The existence of an information force is a new concept requiring significant research to determine if it is merely a metaphor, based on the identification of entropy with information, as originally made by Maxwell [29], or whether it is a viable source for controlling, as well as understanding, organization in non-physical systems. The crosscorrelation cube suggests the existence of this phenomenological force as a consequence of the PCM; a force resulting from the statistical tendency of a complex network to decrease its information content, as distinct from a force arising from a specific energy gradient.
The excellent review of thermodynamics and information [29] lays out the arguments for information being physical, in the same way that entropy is physical.
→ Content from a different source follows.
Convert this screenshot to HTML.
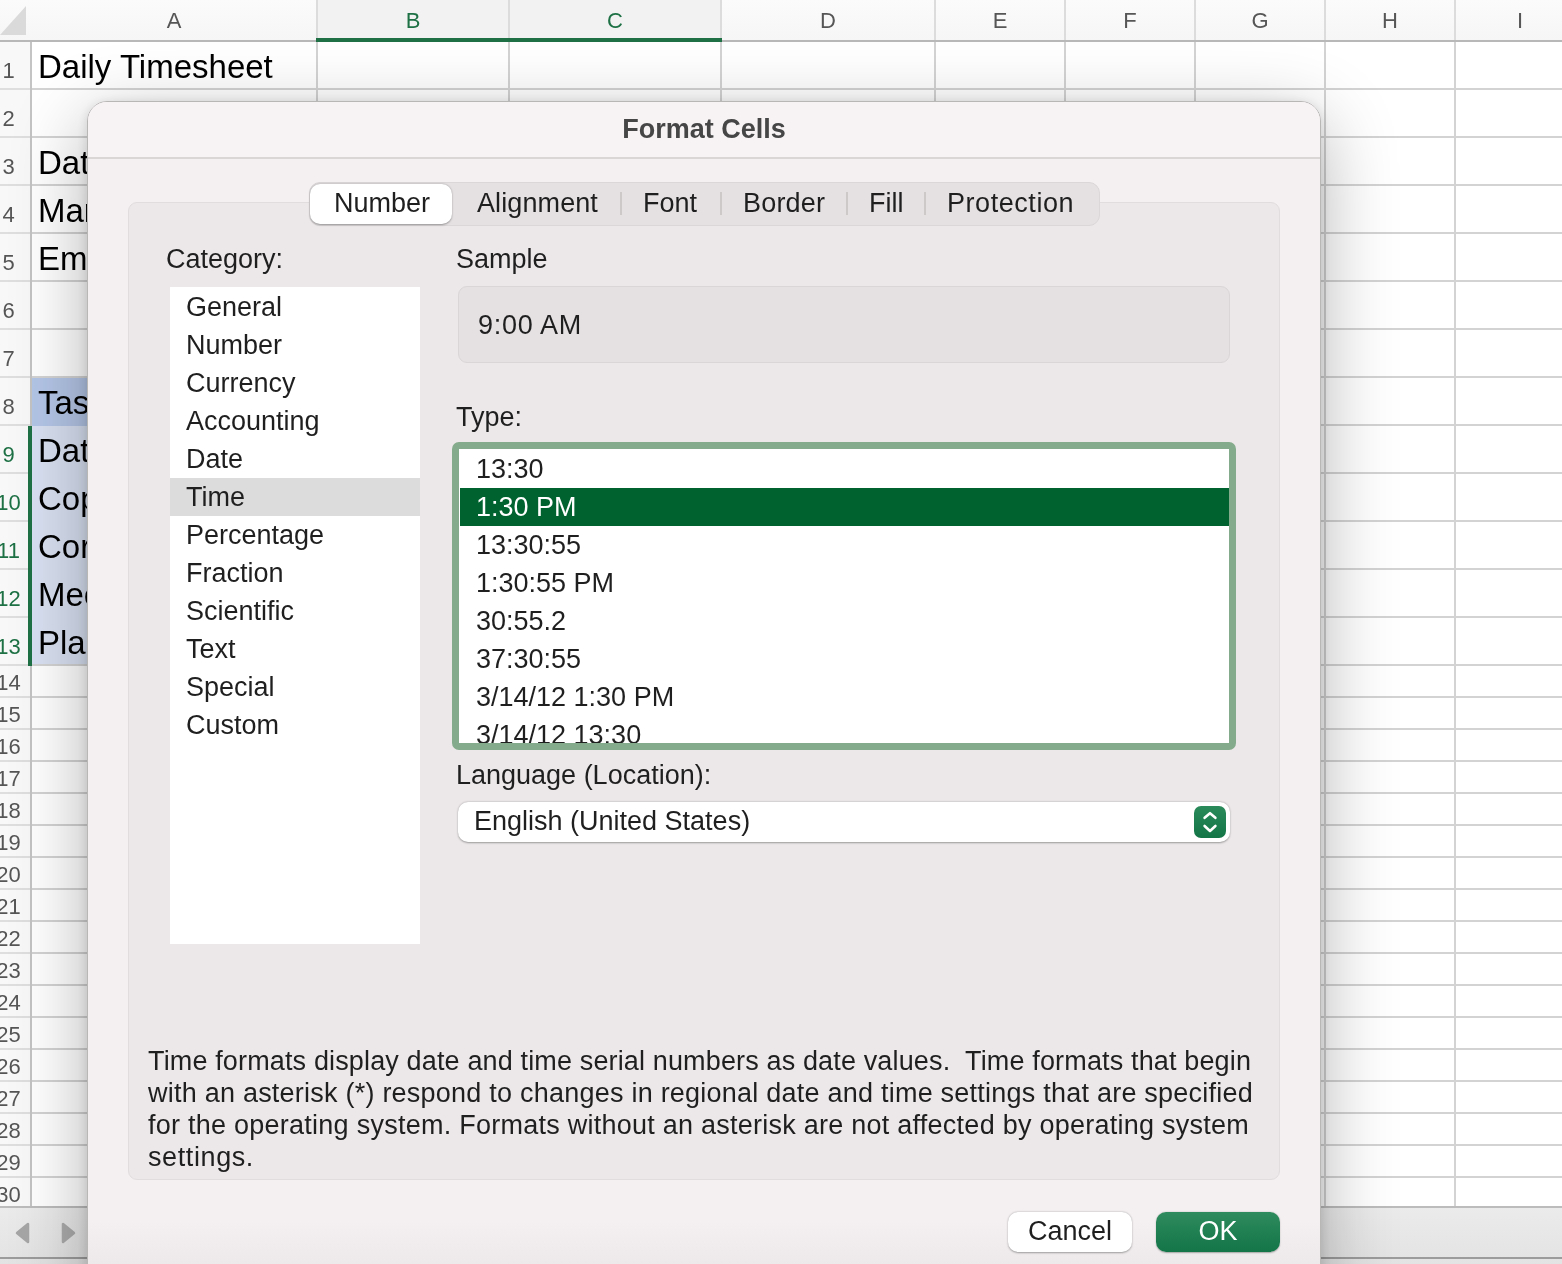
<!DOCTYPE html>
<html><head><meta charset="utf-8"><style>
*{box-sizing:border-box;margin:0;padding:0}
html,body{width:1562px;height:1264px;overflow:hidden;background:#fff;font-family:"Liberation Sans",sans-serif}
.abs{position:absolute}
.t{position:absolute;white-space:nowrap;line-height:1;-webkit-font-smoothing:antialiased;will-change:transform}
.d{font-size:27px;color:#1f1f1f}
</style></head>
<body>
<div class="abs" style="left:0;top:0;width:1562px;height:40px;background:linear-gradient(#fbfbfb,#f6f6f6)"></div>
<div class="abs" style="left:316px;top:0;width:406px;height:40px;background:#f2f2f2"></div>
<svg class="abs" style="left:0;top:0" width="30" height="40"><polygon points="0,35 26,6 26,35" fill="#dadada"/></svg>
<div class="abs" style="left:0;top:42px;width:30px;height:1166px;background:#f8f8f8"></div>
<div class="t" style="left:32px;width:284px;top:9.5px;text-align:center;font-size:22px;color:#565656">A</div>
<div class="t" style="left:318px;width:190px;top:9.5px;text-align:center;font-size:22px;color:#1e7145">B</div>
<div class="t" style="left:510px;width:210px;top:9.5px;text-align:center;font-size:22px;color:#1e7145">C</div>
<div class="t" style="left:722px;width:212px;top:9.5px;text-align:center;font-size:22px;color:#565656">D</div>
<div class="t" style="left:936px;width:128px;top:9.5px;text-align:center;font-size:22px;color:#565656">E</div>
<div class="t" style="left:1066px;width:128px;top:9.5px;text-align:center;font-size:22px;color:#565656">F</div>
<div class="t" style="left:1196px;width:128px;top:9.5px;text-align:center;font-size:22px;color:#565656">G</div>
<div class="t" style="left:1326px;width:128px;top:9.5px;text-align:center;font-size:22px;color:#565656">H</div>
<div class="t" style="left:1456px;width:128px;top:9.5px;text-align:center;font-size:22px;color:#565656">I</div>
<div class="abs" style="left:316px;top:0;width:2px;height:40px;background:#dcdcdc"></div>
<div class="abs" style="left:508px;top:0;width:2px;height:40px;background:#dcdcdc"></div>
<div class="abs" style="left:720px;top:0;width:2px;height:40px;background:#dcdcdc"></div>
<div class="abs" style="left:934px;top:0;width:2px;height:40px;background:#dcdcdc"></div>
<div class="abs" style="left:1064px;top:0;width:2px;height:40px;background:#dcdcdc"></div>
<div class="abs" style="left:1194px;top:0;width:2px;height:40px;background:#dcdcdc"></div>
<div class="abs" style="left:1324px;top:0;width:2px;height:40px;background:#dcdcdc"></div>
<div class="abs" style="left:1454px;top:0;width:2px;height:40px;background:#dcdcdc"></div>
<div class="abs" style="left:1584px;top:0;width:2px;height:40px;background:#dcdcdc"></div>
<div class="abs" style="left:0;top:40px;width:1562px;height:2px;background:#b8b8b8"></div>
<div class="abs" style="left:316px;top:38px;width:406px;height:4px;background:#1f7145"></div>
<div class="abs" style="left:32px;top:378px;width:284px;height:48px;background:#b4c6e7"></div>
<div class="abs" style="left:32px;top:426px;width:284px;height:240px;background:#d9e1f2"></div>
<div class="abs" style="left:0;top:88px;width:30px;height:2px;background:#dedede"></div>
<div class="abs" style="left:30px;top:88px;width:1600px;height:2px;background:#d3d3d3"></div>
<div class="abs" style="left:0;top:136px;width:30px;height:2px;background:#dedede"></div>
<div class="abs" style="left:30px;top:136px;width:1600px;height:2px;background:#d3d3d3"></div>
<div class="abs" style="left:0;top:184px;width:30px;height:2px;background:#dedede"></div>
<div class="abs" style="left:30px;top:184px;width:1600px;height:2px;background:#d3d3d3"></div>
<div class="abs" style="left:0;top:232px;width:30px;height:2px;background:#dedede"></div>
<div class="abs" style="left:30px;top:232px;width:1600px;height:2px;background:#d3d3d3"></div>
<div class="abs" style="left:0;top:280px;width:30px;height:2px;background:#dedede"></div>
<div class="abs" style="left:30px;top:280px;width:1600px;height:2px;background:#d3d3d3"></div>
<div class="abs" style="left:0;top:328px;width:30px;height:2px;background:#dedede"></div>
<div class="abs" style="left:30px;top:328px;width:1600px;height:2px;background:#d3d3d3"></div>
<div class="abs" style="left:0;top:376px;width:30px;height:2px;background:#dedede"></div>
<div class="abs" style="left:30px;top:376px;width:1600px;height:2px;background:#d3d3d3"></div>
<div class="abs" style="left:0;top:424px;width:30px;height:2px;background:#dedede"></div>
<div class="abs" style="left:316px;top:424px;width:1300px;height:2px;background:#d3d3d3"></div>
<div class="abs" style="left:0;top:472px;width:30px;height:2px;background:#dedede"></div>
<div class="abs" style="left:316px;top:472px;width:1300px;height:2px;background:#d3d3d3"></div>
<div class="abs" style="left:0;top:520px;width:30px;height:2px;background:#dedede"></div>
<div class="abs" style="left:316px;top:520px;width:1300px;height:2px;background:#d3d3d3"></div>
<div class="abs" style="left:0;top:568px;width:30px;height:2px;background:#dedede"></div>
<div class="abs" style="left:316px;top:568px;width:1300px;height:2px;background:#d3d3d3"></div>
<div class="abs" style="left:0;top:616px;width:30px;height:2px;background:#dedede"></div>
<div class="abs" style="left:316px;top:616px;width:1300px;height:2px;background:#d3d3d3"></div>
<div class="abs" style="left:0;top:664px;width:30px;height:2px;background:#dedede"></div>
<div class="abs" style="left:30px;top:664px;width:1600px;height:2px;background:#d3d3d3"></div>
<div class="abs" style="left:0;top:696px;width:30px;height:2px;background:#dedede"></div>
<div class="abs" style="left:30px;top:696px;width:1600px;height:2px;background:#d3d3d3"></div>
<div class="abs" style="left:0;top:728px;width:30px;height:2px;background:#dedede"></div>
<div class="abs" style="left:30px;top:728px;width:1600px;height:2px;background:#d3d3d3"></div>
<div class="abs" style="left:0;top:760px;width:30px;height:2px;background:#dedede"></div>
<div class="abs" style="left:30px;top:760px;width:1600px;height:2px;background:#d3d3d3"></div>
<div class="abs" style="left:0;top:792px;width:30px;height:2px;background:#dedede"></div>
<div class="abs" style="left:30px;top:792px;width:1600px;height:2px;background:#d3d3d3"></div>
<div class="abs" style="left:0;top:824px;width:30px;height:2px;background:#dedede"></div>
<div class="abs" style="left:30px;top:824px;width:1600px;height:2px;background:#d3d3d3"></div>
<div class="abs" style="left:0;top:856px;width:30px;height:2px;background:#dedede"></div>
<div class="abs" style="left:30px;top:856px;width:1600px;height:2px;background:#d3d3d3"></div>
<div class="abs" style="left:0;top:888px;width:30px;height:2px;background:#dedede"></div>
<div class="abs" style="left:30px;top:888px;width:1600px;height:2px;background:#d3d3d3"></div>
<div class="abs" style="left:0;top:920px;width:30px;height:2px;background:#dedede"></div>
<div class="abs" style="left:30px;top:920px;width:1600px;height:2px;background:#d3d3d3"></div>
<div class="abs" style="left:0;top:952px;width:30px;height:2px;background:#dedede"></div>
<div class="abs" style="left:30px;top:952px;width:1600px;height:2px;background:#d3d3d3"></div>
<div class="abs" style="left:0;top:984px;width:30px;height:2px;background:#dedede"></div>
<div class="abs" style="left:30px;top:984px;width:1600px;height:2px;background:#d3d3d3"></div>
<div class="abs" style="left:0;top:1016px;width:30px;height:2px;background:#dedede"></div>
<div class="abs" style="left:30px;top:1016px;width:1600px;height:2px;background:#d3d3d3"></div>
<div class="abs" style="left:0;top:1048px;width:30px;height:2px;background:#dedede"></div>
<div class="abs" style="left:30px;top:1048px;width:1600px;height:2px;background:#d3d3d3"></div>
<div class="abs" style="left:0;top:1080px;width:30px;height:2px;background:#dedede"></div>
<div class="abs" style="left:30px;top:1080px;width:1600px;height:2px;background:#d3d3d3"></div>
<div class="abs" style="left:0;top:1112px;width:30px;height:2px;background:#dedede"></div>
<div class="abs" style="left:30px;top:1112px;width:1600px;height:2px;background:#d3d3d3"></div>
<div class="abs" style="left:0;top:1144px;width:30px;height:2px;background:#dedede"></div>
<div class="abs" style="left:30px;top:1144px;width:1600px;height:2px;background:#d3d3d3"></div>
<div class="abs" style="left:0;top:1176px;width:30px;height:2px;background:#dedede"></div>
<div class="abs" style="left:30px;top:1176px;width:1600px;height:2px;background:#d3d3d3"></div>
<div class="abs" style="left:0;top:1208px;width:30px;height:2px;background:#dedede"></div>
<div class="abs" style="left:30px;top:1208px;width:1600px;height:2px;background:#d3d3d3"></div>
<div class="abs" style="left:30px;top:42px;width:2px;height:1166px;background:#c4c4c4"></div>
<div class="abs" style="left:316px;top:42px;width:2px;height:1166px;background:#d3d3d3"></div>
<div class="abs" style="left:508px;top:42px;width:2px;height:1166px;background:#d3d3d3"></div>
<div class="abs" style="left:720px;top:42px;width:2px;height:1166px;background:#d3d3d3"></div>
<div class="abs" style="left:934px;top:42px;width:2px;height:1166px;background:#d3d3d3"></div>
<div class="abs" style="left:1064px;top:42px;width:2px;height:1166px;background:#d3d3d3"></div>
<div class="abs" style="left:1194px;top:42px;width:2px;height:1166px;background:#d3d3d3"></div>
<div class="abs" style="left:1324px;top:42px;width:2px;height:1166px;background:#d3d3d3"></div>
<div class="abs" style="left:1454px;top:42px;width:2px;height:1166px;background:#d3d3d3"></div>
<div class="abs" style="left:1584px;top:42px;width:2px;height:1166px;background:#d3d3d3"></div>
<div class="abs" style="left:28px;top:426px;width:4px;height:240px;background:#1f7145"></div>
<div class="t" style="left:-12px;width:41px;top:60px;text-align:center;font-size:22px;color:#565656">1</div>
<div class="t" style="left:-12px;width:41px;top:108px;text-align:center;font-size:22px;color:#565656">2</div>
<div class="t" style="left:-12px;width:41px;top:156px;text-align:center;font-size:22px;color:#565656">3</div>
<div class="t" style="left:-12px;width:41px;top:204px;text-align:center;font-size:22px;color:#565656">4</div>
<div class="t" style="left:-12px;width:41px;top:252px;text-align:center;font-size:22px;color:#565656">5</div>
<div class="t" style="left:-12px;width:41px;top:300px;text-align:center;font-size:22px;color:#565656">6</div>
<div class="t" style="left:-12px;width:41px;top:348px;text-align:center;font-size:22px;color:#565656">7</div>
<div class="t" style="left:-12px;width:41px;top:396px;text-align:center;font-size:22px;color:#565656">8</div>
<div class="t" style="left:-12px;width:41px;top:444px;text-align:center;font-size:22px;color:#1e7145">9</div>
<div class="t" style="left:-12px;width:41px;top:492px;text-align:center;font-size:22px;color:#1e7145">10</div>
<div class="t" style="left:-12px;width:41px;top:540px;text-align:center;font-size:22px;color:#1e7145">11</div>
<div class="t" style="left:-12px;width:41px;top:588px;text-align:center;font-size:22px;color:#1e7145">12</div>
<div class="t" style="left:-12px;width:41px;top:636px;text-align:center;font-size:22px;color:#1e7145">13</div>
<div class="t" style="left:-12px;width:41px;top:672px;text-align:center;font-size:22px;color:#565656">14</div>
<div class="t" style="left:-12px;width:41px;top:704px;text-align:center;font-size:22px;color:#565656">15</div>
<div class="t" style="left:-12px;width:41px;top:736px;text-align:center;font-size:22px;color:#565656">16</div>
<div class="t" style="left:-12px;width:41px;top:768px;text-align:center;font-size:22px;color:#565656">17</div>
<div class="t" style="left:-12px;width:41px;top:800px;text-align:center;font-size:22px;color:#565656">18</div>
<div class="t" style="left:-12px;width:41px;top:832px;text-align:center;font-size:22px;color:#565656">19</div>
<div class="t" style="left:-12px;width:41px;top:864px;text-align:center;font-size:22px;color:#565656">20</div>
<div class="t" style="left:-12px;width:41px;top:896px;text-align:center;font-size:22px;color:#565656">21</div>
<div class="t" style="left:-12px;width:41px;top:928px;text-align:center;font-size:22px;color:#565656">22</div>
<div class="t" style="left:-12px;width:41px;top:960px;text-align:center;font-size:22px;color:#565656">23</div>
<div class="t" style="left:-12px;width:41px;top:992px;text-align:center;font-size:22px;color:#565656">24</div>
<div class="t" style="left:-12px;width:41px;top:1024px;text-align:center;font-size:22px;color:#565656">25</div>
<div class="t" style="left:-12px;width:41px;top:1056px;text-align:center;font-size:22px;color:#565656">26</div>
<div class="t" style="left:-12px;width:41px;top:1088px;text-align:center;font-size:22px;color:#565656">27</div>
<div class="t" style="left:-12px;width:41px;top:1120px;text-align:center;font-size:22px;color:#565656">28</div>
<div class="t" style="left:-12px;width:41px;top:1152px;text-align:center;font-size:22px;color:#565656">29</div>
<div class="t" style="left:-12px;width:41px;top:1184px;text-align:center;font-size:22px;color:#565656">30</div>
<div class="t" style="left:38px;top:50px;font-size:33px;color:#000">Daily Timesheet</div>
<div class="t" style="left:38px;top:146px;font-size:33px;color:#000">Date:</div>
<div class="t" style="left:38px;top:194px;font-size:33px;color:#000">Manager:</div>
<div class="t" style="left:38px;top:242px;font-size:33px;color:#000">Employee:</div>
<div class="t" style="left:38px;top:386px;font-size:33px;color:#000">Task</div>
<div class="t" style="left:38px;top:434px;font-size:33px;color:#000">Data entry</div>
<div class="t" style="left:38px;top:482px;font-size:33px;color:#000">Copy</div>
<div class="t" style="left:38px;top:530px;font-size:33px;color:#000">Correspondence</div>
<div class="t" style="left:38px;top:578px;font-size:33px;color:#000">Meeting</div>
<div class="t" style="left:38px;top:626px;font-size:33px;color:#000">Planning</div>
<div class="abs" style="left:0;top:1208px;width:1562px;height:56px;background:linear-gradient(#ebebeb,#e3e3e3)"></div>
<div class="abs" style="left:0;top:1206px;width:1562px;height:2px;background:#bcbcbc"></div>
<div class="abs" style="left:0;top:1257px;width:1562px;height:2px;background:#9c9c9c"></div>
<svg class="abs" style="left:0;top:1215px" width="90" height="40"><path d="M17,18 L28,9 L28,27 Z" fill="#a6a6a6" stroke="#a6a6a6" stroke-width="2.5" stroke-linejoin="round"/><path d="M74,18 L63,9 L63,27 Z" fill="#ababab" stroke="#ababab" stroke-width="2.5" stroke-linejoin="round"/></svg>
<div class="abs" style="left:87px;top:101px;width:1234px;height:1220px;border-radius:20px;background:linear-gradient(#f4f0f1 0,#f4f0f1 1120px,#ede9ea 1163px,#ede9ea 100%);border:1px solid #b9b6b6;box-shadow:0 20px 76px rgba(0,0,0,0.30),0 2px 12px rgba(0,0,0,0.13)"></div>
<div class="abs" style="left:88px;top:102px;width:1232px;height:56px;border-radius:19px 19px 0 0;background:#f7f3f4"></div>
<div class="abs" style="left:88px;top:157px;width:1232px;height:2px;background:#dad6d6"></div>
<div class="t" style="left:88px;width:1232px;text-align:center;top:116px;font-size:27px;font-weight:700;color:#464646">Format Cells</div>
<div class="abs" style="left:128px;top:202px;width:1152px;height:978px;border-radius:9px;background:#ece8e9;border:1px solid #e1dddE"></div>
<div class="abs" style="left:309px;top:182px;width:791px;height:44px;border-radius:11px;background:#e5e1e2;border:1px solid #dbd7d8"></div>
<div class="abs" style="left:310px;top:184px;width:142px;height:40px;border-radius:10px;background:#fff;box-shadow:0 0.5px 2px rgba(0,0,0,0.35)"></div>
<div class="abs" style="left:620px;top:192px;width:2px;height:23px;background:#cdc9c9"></div>
<div class="abs" style="left:720px;top:192px;width:2px;height:23px;background:#cdc9c9"></div>
<div class="abs" style="left:846px;top:192px;width:2px;height:23px;background:#cdc9c9"></div>
<div class="abs" style="left:924px;top:192px;width:2px;height:23px;background:#cdc9c9"></div>
<div class="t" style="left:334px;top:190px;font-size:27px;font-weight:400;color:#1f1f1f;letter-spacing:0px">Number</div>
<div class="t" style="left:477px;top:190px;font-size:27px;font-weight:400;color:#1f1f1f;letter-spacing:0.1px">Alignment</div>
<div class="t" style="left:643px;top:190px;font-size:27px;font-weight:400;color:#1f1f1f;letter-spacing:0px">Font</div>
<div class="t" style="left:743px;top:190px;font-size:27px;font-weight:400;color:#1f1f1f;letter-spacing:0.2px">Border</div>
<div class="t" style="left:869px;top:190px;font-size:27px;font-weight:400;color:#1f1f1f;letter-spacing:0px">Fill</div>
<div class="t" style="left:947px;top:190px;font-size:27px;font-weight:400;color:#1f1f1f;letter-spacing:0.55px">Protection</div>
<div class="t" style="left:166px;top:246px;font-size:27px;font-weight:400;color:#1f1f1f;">Category:</div>
<div class="abs" style="left:170px;top:287px;width:250px;height:657px;background:#fff"></div>
<div class="abs" style="left:170px;top:478px;width:250px;height:38px;background:#dcdcdc"></div>
<div class="t" style="left:186px;top:294px;font-size:27px;font-weight:400;color:#1f1f1f;">General</div>
<div class="t" style="left:186px;top:332px;font-size:27px;font-weight:400;color:#1f1f1f;">Number</div>
<div class="t" style="left:186px;top:370px;font-size:27px;font-weight:400;color:#1f1f1f;">Currency</div>
<div class="t" style="left:186px;top:408px;font-size:27px;font-weight:400;color:#1f1f1f;">Accounting</div>
<div class="t" style="left:186px;top:446px;font-size:27px;font-weight:400;color:#1f1f1f;">Date</div>
<div class="t" style="left:186px;top:484px;font-size:27px;font-weight:400;color:#1f1f1f;">Time</div>
<div class="t" style="left:186px;top:522px;font-size:27px;font-weight:400;color:#1f1f1f;">Percentage</div>
<div class="t" style="left:186px;top:560px;font-size:27px;font-weight:400;color:#1f1f1f;">Fraction</div>
<div class="t" style="left:186px;top:598px;font-size:27px;font-weight:400;color:#1f1f1f;">Scientific</div>
<div class="t" style="left:186px;top:636px;font-size:27px;font-weight:400;color:#1f1f1f;">Text</div>
<div class="t" style="left:186px;top:674px;font-size:27px;font-weight:400;color:#1f1f1f;">Special</div>
<div class="t" style="left:186px;top:712px;font-size:27px;font-weight:400;color:#1f1f1f;">Custom</div>
<div class="t" style="left:456px;top:246px;font-size:27px;font-weight:400;color:#1f1f1f;">Sample</div>
<div class="abs" style="left:458px;top:286px;width:772px;height:77px;border-radius:9px;background:#e5e1e2;border:1px solid #dad6d7"></div>
<div class="t" style="left:478px;top:312px;font-size:27px;font-weight:400;color:#1f1f1f;letter-spacing:0.7px">9:00 AM</div>
<div class="t" style="left:456px;top:404px;font-size:27px;font-weight:400;color:#1f1f1f;">Type:</div>
<div class="abs" style="left:452px;top:442px;width:784px;height:308px;border-radius:7px;background:#84ab8b"></div>
<div class="abs" style="left:459px;top:449px;width:770px;height:294px;background:#fff;overflow:hidden"><div class="abs" style="left:1px;top:39px;width:769px;height:38px;background:#00632f"></div><div class="t" style="left:17px;top:7px;font-size:27px;color:#1f1f1f">13:30</div><div class="t" style="left:17px;top:45px;font-size:27px;color:#fff">1:30 PM</div><div class="t" style="left:17px;top:83px;font-size:27px;color:#1f1f1f">13:30:55</div><div class="t" style="left:17px;top:121px;font-size:27px;color:#1f1f1f">1:30:55 PM</div><div class="t" style="left:17px;top:159px;font-size:27px;color:#1f1f1f">30:55.2</div><div class="t" style="left:17px;top:197px;font-size:27px;color:#1f1f1f">37:30:55</div><div class="t" style="left:17px;top:235px;font-size:27px;color:#1f1f1f">3/14/12 1:30 PM</div><div class="t" style="left:17px;top:273px;font-size:27px;color:#1f1f1f">3/14/12 13:30</div></div>
<div class="t" style="left:456px;top:762px;font-size:27px;font-weight:400;color:#1f1f1f;">Language (Location):</div>
<div class="abs" style="left:458px;top:802px;width:772px;height:40px;border-radius:10px;background:#fff;box-shadow:0 0.5px 2px rgba(0,0,0,0.35)"></div>
<div class="t" style="left:474px;top:808px;font-size:27px;font-weight:400;color:#1f1f1f;">English (United States)</div>
<div class="abs" style="left:1194px;top:806px;width:32px;height:32px;border-radius:7px;background:linear-gradient(#2a8a5a,#137446)"></div>
<svg class="abs" style="left:1194px;top:806px" width="32" height="32"><path d="M10.6,11.8 L16,7.2 L21.4,11.8 M10.6,20 L16,25 L21.4,20" fill="none" stroke="#fff" stroke-width="2.6" stroke-linecap="round" stroke-linejoin="round"/></svg>
<div class="t" style="left:148px;top:1048px;font-size:27px;font-weight:400;color:#1f1f1f;letter-spacing:0.145px">Time formats display date and time serial numbers as date values.&nbsp; Time formats that begin</div>
<div class="t" style="left:148px;top:1080px;font-size:27px;font-weight:400;color:#1f1f1f;letter-spacing:0.23px">with an asterisk (*) respond to changes in regional date and time settings that are specified</div>
<div class="t" style="left:148px;top:1112px;font-size:27px;font-weight:400;color:#1f1f1f;letter-spacing:0.25px">for the operating system. Formats without an asterisk are not affected by operating system</div>
<div class="t" style="left:148px;top:1144px;font-size:27px;font-weight:400;color:#1f1f1f;letter-spacing:0.6px">settings.</div>
<div class="abs" style="left:1008px;top:1212px;width:124px;height:40px;border-radius:10px;background:#fff;box-shadow:0 0.5px 2px rgba(0,0,0,0.35)"></div>
<div class="t" style="left:1008px;width:124px;text-align:center;top:1218px;font-size:27px;color:#1f1f1f">Cancel</div>
<div class="abs" style="left:1156px;top:1212px;width:124px;height:40px;border-radius:10px;background:linear-gradient(#2e8b5d,#137548);box-shadow:0 0.5px 1.5px rgba(0,0,0,0.3)"></div>
<div class="t" style="left:1156px;width:124px;text-align:center;top:1218px;font-size:27px;color:#fff">OK</div>
</body></html>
The use of Maxwell’s demon in the argument almost certainly restricts the information being considered to physical processes. The only scientific discipline brought into their discussion from outside the physical sciences was biology, where the interleaving with physics was quite clear. Consequently, the argument for the physicality of information is still not obvious in the myriad of applications of information to phenomena in psychology and sociology. It is probably this distinction that Shannon had in mind when he stipulated that his use of entropy as the measure of information would not include the meaning of the message being communicated, since meaning could not be quantified.
When a person says they are “being forced to do something”, it is usually not a physical force that is being applied to illicit that response, although an image invoking that metaphor may come to mind. What is meant is that another person or organization, with greater information concerning their future well being, is determining that they do something, which, left to their own devices, they would not do. And, of course, in order for this force to be effective they must have the person’s consent. Recall the experiments of Milgrim [29] on a person’s blind obedience to authority.
I wish to thank M. Turalska for her perceptive remarks concerning earlier versions of the paper and her insights regarding information sharing in general.